To Whom it May Concern:
I recently received a tweet-reply to a comment I posted about the fact that your company is the Devil. Thank you for your concern about my recent experience at a Wal-Mart store. There are, in fact, things your company could do to make my customer experience better.

1.) Hire qualified people. The people you hire are the lowest common denominator of the lowest possible level of competence or initiative. Better people would make a better company. That would make for better customers.

2.) Hire more people. It would be one thing if the people were just incompetent. Your stores are ludicrously understaffed. This makes it doubly infuriating when, after wandering a store for 45 minutes looking for someone to direct you to whatever abandoned coal mine the toothpicks have been moved to, you find the person and they speak so poorly, are so uninterested in their jobs, and are so under-trained that your 45 minute search for help would have been more productive if you’d spent 45 minutes finding a tall edifice from which to throw yourself.

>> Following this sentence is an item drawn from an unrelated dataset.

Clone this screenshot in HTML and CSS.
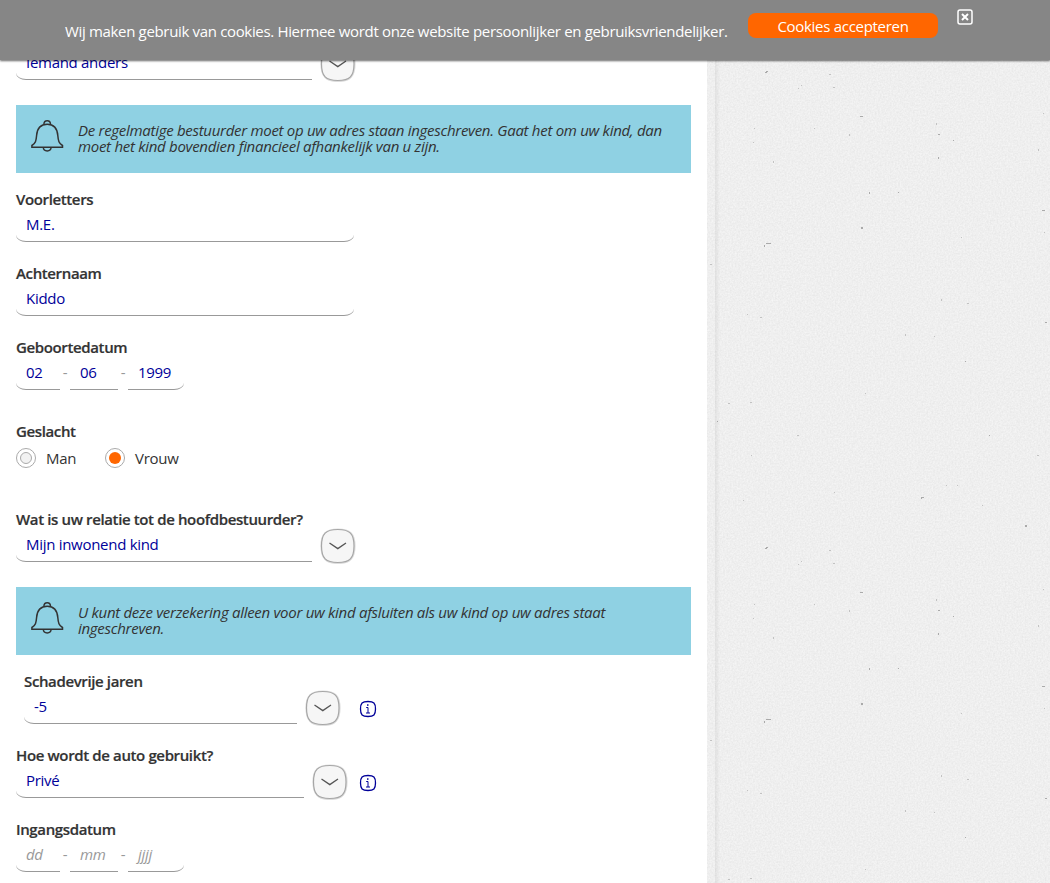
FILE: index.html
```html
<!DOCTYPE html>
<html lang="nl">
<head>
<meta charset="utf-8">
<title>Autoverzekering</title>
<link rel="stylesheet" href="styles.css">
</head>
<body>
<svg class="defs" width="0" height="0">
  <symbol id="chevron" viewBox="0 0 36 36">
    <path d="M18 1.6C30 1.6 34.4 6 34.4 18S30 34.9 18 34.9 1.6 30 1.6 18 6 1.6 18 1.6Z" fill="none" stroke="#ddd" stroke-width="2.4"/>
    <path d="M17.800 1.500C29.800 1.500 34 5.800 34 18S29.800 34.500 17.800 34.500 1.500 30.300 1.500 18 5.800 1.500 17.800 1.500Z" fill="#f6f6f6" stroke="#a6a6a6" stroke-width="1.2"/>
    <path d="M9.500 15L17.800 20.600L26 15" fill="none" stroke="#555" stroke-width="1.3"/>
  </symbol>
  <symbol id="bell" viewBox="0 0 34 34">
    <g fill="none" stroke="#333" stroke-width="1.5" transform="translate(.4 0)">
      <path d="M1.500 28.300V26.500C5.200 24.200 5.700 22 6.200 16.500C6.700 9.500 9.500 5.200 16.800 5.200S26.900 9.500 27.400 16.500C27.900 22 28.400 24.200 32.100 26.500V28.300Z"/>
      <path d="M13.500 5.300C13.600 .6 20 .6 20.100 5.300M12.900 28.500C13.200 33 20.400 33 20.700 28.500"/>
    </g>
  </symbol>
  <symbol id="info" viewBox="0 0 18 18">
    <path d="M9 1.500C14.800 1.500 16.500 3.200 16.500 9S14.800 16.500 9 16.500 1.500 14.800 1.500 9 3.200 1.500 9 1.500Z" fill="none" stroke="#009" stroke-width="1.300"/>
    <path d="M7.200 7.500H9V13M7 13H11" fill="none" stroke="#009" stroke-width="1"/>
    <rect x="8" y="4.300" width="1.500" height="1.500" fill="#009"/>
  </symbol>
</svg>

<div class="page">
  <main class="form">
    <div class="row first">
      <div class="input select">Iemand anders</div>
      <svg class="drop"><use href="#chevron"/></svg>
    </div>

    <div class="alert">
      <svg class="bell"><use href="#bell"/></svg>
      <p>De regelmatige bestuurder moet op uw adres staan ingeschreven. Gaat het om uw kind, dan<br>moet het kind bovendien financieel afhankelijk van u zijn.</p>
    </div>

    <div class="field">
      <label>Voorletters</label>
      <div class="input wide">M.E.</div>
    </div>
    <div class="field">
      <label>Achternaam</label>
      <div class="input wide">Kiddo</div>
    </div>
    <div class="field spaced">
      <label>Geboortedatum</label>
      <div class="row"><div class="input day">02</div><i class="dash">-</i><div class="input month">06</div><i class="dash">-</i><div class="input year">1999</div></div>
    </div>

    <div class="field gender">
      <label>Geslacht</label>
      <div class="radios"><span class="radio"></span><span class="man">Man</span><span class="radio on"></span><span>Vrouw</span></div>
    </div>

    <div class="field tight">
      <label>Wat is uw relatie tot de hoofdbestuurder?</label>
      <div class="row"><div class="input select">Mijn inwonend kind</div><svg class="drop"><use href="#chevron"/></svg></div>
    </div>

    <div class="alert">
      <svg class="bell"><use href="#bell"/></svg>
      <p>U kunt deze verzekering alleen voor uw kind afsluiten als uw kind op uw adres staat<br>ingeschreven.</p>
    </div>

    <div class="field indent">
      <label>Schadevrije jaren</label>
      <div class="row"><div class="input years">-5</div><svg class="drop"><use href="#chevron"/></svg><svg class="info"><use href="#info"/></svg></div>
    </div>
    <div class="field">
      <label>Hoe wordt de auto gebruikt?</label>
      <div class="row"><div class="input usage">Privé</div><svg class="drop"><use href="#chevron"/></svg><svg class="info near"><use href="#info"/></svg></div>
    </div>
    <div class="field">
      <label>Ingangsdatum</label>
      <div class="row empty"><div class="input day">dd</div><i class="dash">-</i><div class="input month">mm</div><i class="dash">-</i><div class="input year">jjjj</div></div>
    </div>
  </main>

  <aside class="paper">
    <svg width="343" height="883">
      <filter id="grain" x="0" y="0" width="100%" height="100%" color-interpolation-filters="sRGB">
        <feTurbulence type="fractalNoise" baseFrequency="0.6" numOctaves="2" seed="4"/>
        <feColorMatrix values=".08 0 0 0 .896  .08 0 0 0 .896  .08 0 0 0 .896  0 0 0 0 1"/>
      </filter>
      <pattern id="specks" width="343" height="476" patternUnits="userSpaceOnUse">
        <path fill="#aaa" d="M58 72h2v1h-2zM59 71h2v1h-2zM153 116h3v1h-3zM231 134h2v1h-2zM246 140h1v1h-1zM231 157h1v2h-1zM214 21h3v1h-2v1h-1zM318 49h2v2h-2zM162 192h1v2h-1zM191 192h1v1h-1zM154 227h2v2h-2zM335 210h3v1h-3zM57 245h1v2h-1zM59 243h5v1h-5zM10 421h1v1h-1zM338 322h2v1h-2zM282 435h1v1h-1zM258 361h1v1h-1z"/>
        <path fill="#c2c2c2" d="M94 85h1v1h-1zM91 88h1v1h-1zM122 74h2v1h-2zM126 87h2v1h-2zM47 128h1v1h-1zM46 142h1v1h-1zM66 161h1v2h-1zM107 128h1v1h-1zM142 134h1v2h-1zM229 123h1v2h-1zM44 455h1v1h-1zM36 24h1v1h-1zM239 9h1v1h-1zM250 9h1v1h-1zM275 29h1v1h-1zM127 16h1v1h-1zM336 113h1v1h-1zM331 149h1v2h-1zM337 232h1v1h-1zM254 237h1v1h-1zM21 403h2v1h-2zM43 402h2v1h-2zM234 299h1v2h-1zM260 303h2v1h-2zM198 334h1v2h-1zM227 336h1v1h-1zM53 317h2v1h-2zM40 314h1v1h-1zM90 435h2v1h-2zM158 393h1v1h-1zM330 455h2v1h-2zM3 264h2v1h-2z"/>
      </pattern>
      <linearGradient id="shade"><stop offset="0" stop-color="#000" stop-opacity=".06"/><stop offset="1" stop-color="#000" stop-opacity="0"/></linearGradient>
      <rect width="343" height="883" filter="url(#grain)"/>
      <rect width="343" height="883" fill="url(#specks)"/>
      <rect x="8" width="5" height="883" fill="url(#shade)"/>
    </svg>
  </aside>
</div>

<div class="cookies">
  <span class="message">Wij maken gebruik van cookies. Hiermee wordt onze website persoonlijker en gebruiksvriendelijker.</span>
  <span class="accept">Cookies accepteren</span>
  <svg class="close" viewBox="0 0 16 16"><rect x="1" y="1" width="14" height="14" rx="2" fill="none" stroke="#fff" stroke-width="1.500"/><path d="M5 5L11 11M11 5L5 11" stroke="#fff" stroke-width="2"/></svg>
</div>
</body>
</html>
```
FILE: styles.css
```css
* { box-sizing: border-box; }
body {
  margin: 0;
  height: 883px;
  overflow: hidden;
  position: relative;
  background: #fff;
  color: #333;
  font: 15px/20px "Open Sans", "Noto Sans", sans-serif;
  letter-spacing: -.29px;
}
.defs { position: absolute; }
.page { display: flex; height: 883px; }
.form { width: 707px; padding: 48px 16px 0; background: #fff; }
.paper { width: 343px; }
.paper svg { display: block; }

.row { display: flex; }
.first { margin-bottom: 25px; }
.alert {
  display: flex;
  height: 68px;
  padding: 14px 14px;
  margin-bottom: 17px;
  background: #8fd1e3;
  font-style: italic;
  line-height: 16px;
  white-space: nowrap;
}
.alert p { margin: 3px 0 0 14px; }
.bell { flex: none; width: 34px; height: 34px; }

.field { margin-bottom: 22px; }
.field.spaced { margin-bottom: 32px; }
.field.gender { margin-bottom: 42px; }
.field.tight { margin-bottom: 25px; }
.field.indent { margin-left: 8px; }
label {
  display: block;
  height: 20px;
  line-height: 18px;
  font-weight: 600;
  letter-spacing: -.37px;
  -webkit-text-stroke: .2px #333;
  white-space: nowrap;
}

.input {
  height: 32px;
  padding: 4px 10px 0;
  border-bottom: 1px solid #999;
  border-bottom-left-radius: 10px 7px;
  color: #009;
  white-space: nowrap;
}
.wide { width: 338px; border-bottom-right-radius: 10px 7px; }
.select { width: 296px; }
.years { width: 273px; }
.usage { width: 288px; }
.day { width: 44px; }
.month { width: 48px; border-radius: 0; }
.year { width: 56px; border-radius: 0; border-bottom-right-radius: 10px 7px; }
.dash { width: 10px; padding-top: 4px; text-align: center; font-style: normal; color: #999; }
.empty .input { color: #999; font-style: italic; }
.drop { width: 36px; height: 36px; margin: -2px 0 -2px 8px; }
.info { width: 18px; height: 18px; margin: 8px 0 0 18px; }
.info.near { margin-left: 11px; }

.radios { display: flex; align-items: center; height: 20px; margin-top: 6px; }
.radio {
  display: flex;
  align-items: center;
  justify-content: center;
  width: 20px;
  height: 20px;
  margin-right: 10px;
  border: 1px solid #aaa;
  border-radius: 50%;
}
.radio::before {
  content: "";
  width: 10px;
  height: 10px;
  border: 1px solid #aaa;
  border-radius: 50%;
  background: #f2f2f2;
}
.radio.on::before { width: 12px; height: 12px; border: 0; background: #f60; }
.man { width: 59px; }

.cookies {
  position: absolute;
  inset: 0 0 auto;
  display: flex;
  align-items: flex-start;
  height: 60px;
  padding-left: 65px;
  background: #868686;
  box-shadow: 0 1px 2px rgba(0, 0, 0, .6);
  color: #fff;
  white-space: nowrap;
}
.message { width: 683px; padding-top: 21px; letter-spacing: -.335px; }
.accept {
  width: 190px;
  height: 25px;
  margin-top: 13px;
  border-radius: 8px;
  background: #f60;
  line-height: 27px;
  text-align: center;
}
.close { width: 16px; height: 16px; margin: 9px 0 0 19px; }
```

3.) Carry more than 1 variety of a product (in addition to the Greater Value brand, which is quality-shy, at best) and stock more than two of them.

4.) Quit removing self-checkouts. We already detest most of the employees in your company because of incompetence, rudeness, or unprofessional behavior. The one island of serenity is that moment when the polite, soothing and efficient computer voice welcomes us to Wal-Mart at the self-checkouts. When you eliminate those, turn them off, or don’t repair broken ones, that forces us to interface with the incompetent, mismanaged and (sadly) overworked cashiers that you guys just sprang from the county clink. That’s just bad form.

I could go on, but I think we both agree that to do so would be to waste my time and yours. After all, the chances of Wal-Mart actually attempting to fix any of the 2.8 trillion or so things that are wrong with the customer experience are next to zero.